◆ **Collected material**:
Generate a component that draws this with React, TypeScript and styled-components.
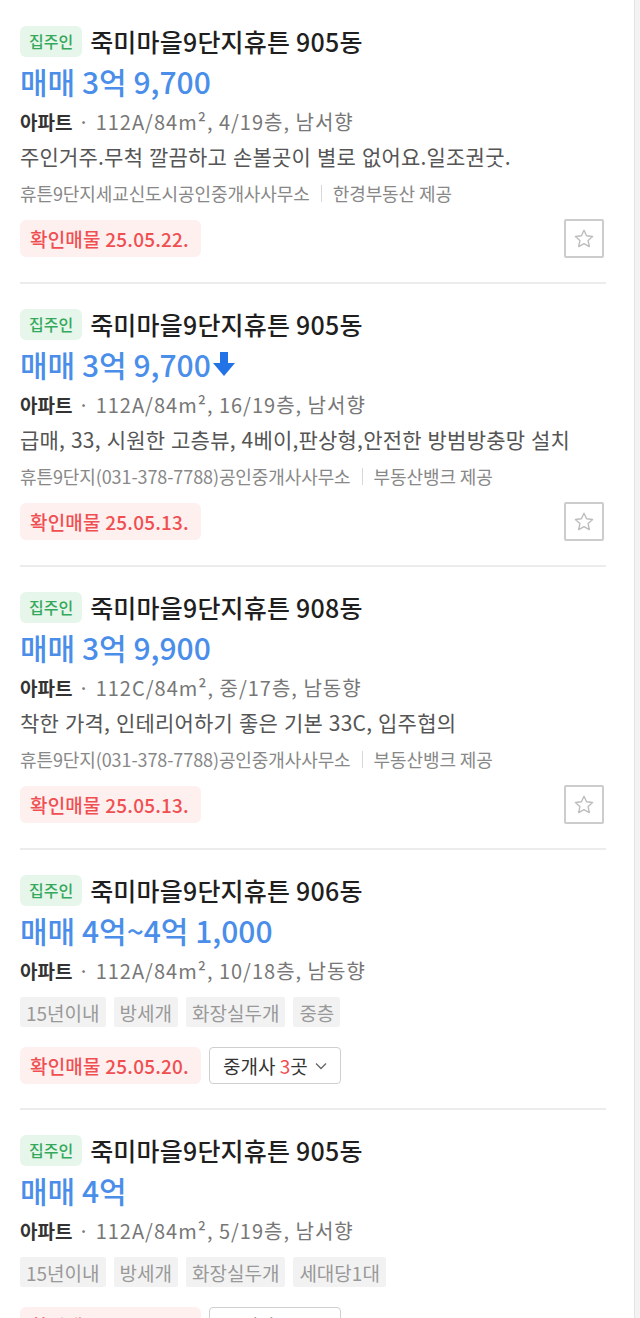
import React from "react";
import styled, { createGlobalStyle } from "styled-components";

const GlobalStyle = createGlobalStyle`
  html, body {
    margin: 0;
    padding: 0;
    background: #ffffff;
    overflow: hidden;
  }
  body {
    font-family: "Noto Sans CJK KR", "Noto Sans", sans-serif;
    -webkit-font-smoothing: antialiased;
  }
  * { box-sizing: border-box; }
`;

const Page = styled.div`
  display: flex;
  width: 640px;
  height: 1318px;
  overflow: hidden;
  background: #fff;
`;

const List = styled.ul`
  flex: 1;
  margin: 0;
  padding: 1px 28px 0 20px;
  list-style: none;
`;

const Gutter = styled.div`
  width: 6px;
  flex-shrink: 0;
  background: #f3f3f3;
  border-left: 1px solid #e4e4e4;
`;

const Item = styled.li`
  display: flex;
  flex-direction: column;
  padding: 24px 0 24px;
  border-bottom: 2px solid #ececec;
`;

const TitleRow = styled.div`
  display: flex;
  align-items: center;
  gap: 8px;
  height: 32px;
`;

const OwnerTag = styled.span`
  display: inline-flex;
  align-items: center;
  height: 31px;
  padding: 0 9px;
  border-radius: 6px;
  background: #e7f6eb;
  color: #34a95c;
  font-size: 16px;
  font-weight: 500;
`;

const Title = styled.h3`
  margin: 0;
  font-size: 25px;
  font-weight: 500;
  color: #1f1f1f;
  letter-spacing: 0.2px;
`;

const Price = styled.div`
  display: flex;
  align-items: center;
  gap: 1px;
  margin-top: 6px;
  height: 36px;
  font-size: 30px;
  font-weight: 500;
  color: #4a8eea;
`;

const Info = styled.div`
  margin-top: 6px;
  line-height: 34px;
  font-size: 20px;
  color: #777;
  font-weight: 400;
  letter-spacing: 1px;
  white-space: nowrap;
`;

const TypeName = styled.strong`
  color: #333;
  font-weight: 700;
  font-size: 19px;
  letter-spacing: 0;
`;

const Desc = styled.div`
  line-height: 34px;
  font-size: 21px;
  color: #555;
  letter-spacing: 0.2px;
  word-spacing: 1px;
  white-space: nowrap;
`;

const BrokerLine = styled.div`
  display: flex;
  align-items: center;
  margin-top: 8px;
  line-height: 24px;
  font-size: 18px;
  color: #888;
  letter-spacing: -0.1px;
  white-space: nowrap;
`;

const Divider = styled.span`
  width: 1px;
  height: 17px;
  margin: 0 11px;
  background: #d8d8d8;
`;

const Chips = styled.div`
  display: flex;
  gap: 8px;
  margin-top: 9px;
`;

const Chip = styled.span`
  display: inline-flex;
  align-items: center;
  height: 30px;
  padding: 0 6px;
  border-radius: 2px;
  background: #f2f2f2;
  color: #999;
  font-size: 19px;
`;

const Footer = styled.div<{ $gap: number }>`
  display: flex;
  align-items: center;
  gap: 8px;
  margin-top: ${(p) => p.$gap}px;
`;

const Confirm = styled.span`
  display: inline-flex;
  align-items: center;
  height: 37px;
  padding: 0 12px 0 10px;
  border-radius: 6px;
  background: #fff0f0;
  color: #f04f52;
  font-size: 19px;
  font-weight: 500;
  letter-spacing: 0.2px;
`;

const BrokerButton = styled.button`
  display: inline-flex;
  align-items: center;
  gap: 7px;
  height: 37px;
  padding: 0 13px;
  border: 1px solid #cfcfcf;
  border-radius: 4px;
  background: #fff;
  color: #333;
  font-family: inherit;
  font-size: 19px;
`;

const Count = styled.span`
  color: #f04f52;
`;

const StarButton = styled.button`
  display: inline-flex;
  align-items: center;
  justify-content: center;
  width: 40px;
  height: 39px;
  margin-left: auto;
  margin-right: 2px;
  padding: 0;
  border: 2px solid #cccccc;
  border-radius: 2px;
  background: #fff;
`;

const DownArrow = () => (
  <svg width="24" height="26" viewBox="0 0 24 26" aria-hidden>
    <path d="M8 1h8v11h7L12 25 1 12h7z" fill="#2274e6" />
  </svg>
);

const StarIcon = () => (
  <svg width="24" height="24" viewBox="0 0 24 24" aria-hidden>
    <path
      d="M12 3.2l2.6 5.6 6 .7-4.5 4.1 1.2 6-5.3-3-5.3 3 1.2-6-4.5-4.1 6-.7z"
      fill="none"
      stroke="#bdbdbd"
      strokeWidth="1.4"
      strokeLinejoin="round"
    />
  </svg>
);

const Chevron = () => (
  <svg width="12" height="8" viewBox="0 0 12 8" aria-hidden>
    <path d="M1 1.5l5 5 5-5" fill="none" stroke="#666" strokeWidth="1.3" />
  </svg>
);

type Listing = {
  dong: string;
  price: string;
  drop?: boolean;
  spec: string;
  desc?: string;
  broker?: string;
  provider?: string;
  chips?: string[];
  confirm: string;
  brokers?: number;
};

const listings: Listing[] = [
  {
    dong: "905동",
    price: "매매 3억 9,700",
    spec: "112A/84m², 4/19층, 남서향",
    desc: "주인거주.무척 깔끔하고 손볼곳이 별로 없어요.일조권굿.",
    broker: "휴튼9단지세교신도시공인중개사사무소",
    provider: "한경부동산 제공",
    confirm: "25.05.22.",
  },
  {
    dong: "905동",
    price: "매매 3억 9,700",
    drop: true,
    spec: "112A/84m², 16/19층, 남서향",
    desc: "급매, 33, 시원한 고층뷰, 4베이,판상형,안전한 방범방충망 설치",
    broker: "휴튼9단지(031-378-7788)공인중개사사무소",
    provider: "부동산뱅크 제공",
    confirm: "25.05.13.",
  },
  {
    dong: "908동",
    price: "매매 3억 9,900",
    spec: "112C/84m², 중/17층, 남동향",
    desc: "착한 가격, 인테리어하기 좋은 기본 33C, 입주협의",
    broker: "휴튼9단지(031-378-7788)공인중개사사무소",
    provider: "부동산뱅크 제공",
    confirm: "25.05.13.",
  },
  {
    dong: "906동",
    price: "매매 4억~4억 1,000",
    spec: "112A/84m², 10/18층, 남동향",
    chips: ["15년이내", "방세개", "화장실두개", "중층"],
    confirm: "25.05.20.",
    brokers: 3,
  },
  {
    dong: "905동",
    price: "매매 4억",
    spec: "112A/84m², 5/19층, 남서향",
    chips: ["15년이내", "방세개", "화장실두개", "세대당1대"],
    confirm: "25.05.17.",
    brokers: 2,
  },
];

export default function App() {
  return (
    <>
      <GlobalStyle />
      <Page>
        <List>
          {listings.map((l, i) => (
            <Item key={i}>
              <TitleRow>
                <OwnerTag>집주인</OwnerTag>
                <Title>죽미마을9단지휴튼 {l.dong}</Title>
              </TitleRow>
              <Price>
                <span>{l.price}</span>
                {l.drop && <DownArrow />}
              </Price>
              <Info>
                <TypeName>아파트</TypeName> · {l.spec}
              </Info>
              {l.desc && <Desc>{l.desc}</Desc>}
              {l.broker && (
                <BrokerLine>
                  <span>{l.broker}</span>
                  <Divider />
                  <span>{l.provider}</span>
                </BrokerLine>
              )}
              {l.chips && (
                <Chips>
                  {l.chips.map((c) => (
                    <Chip key={c}>{c}</Chip>
                  ))}
                </Chips>
              )}
              <Footer $gap={l.chips ? 20 : 14}>
                <Confirm>확인매물 {l.confirm}</Confirm>
                {l.brokers ? (
                  <BrokerButton>
                    <span>
                      중개사 <Count>{l.brokers}</Count>곳
                    </span>
                    <Chevron />
                  </BrokerButton>
                ) : (
                  <StarButton aria-label="관심">
                    <StarIcon />
                  </StarButton>
                )}
              </Footer>
            </Item>
          ))}
        </List>
        <Gutter />
      </Page>
    </>
  );
}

◆ **Task directions**: State how many lines of the data include the word "components", with nothing else.

◆ **Finished exercise**: 2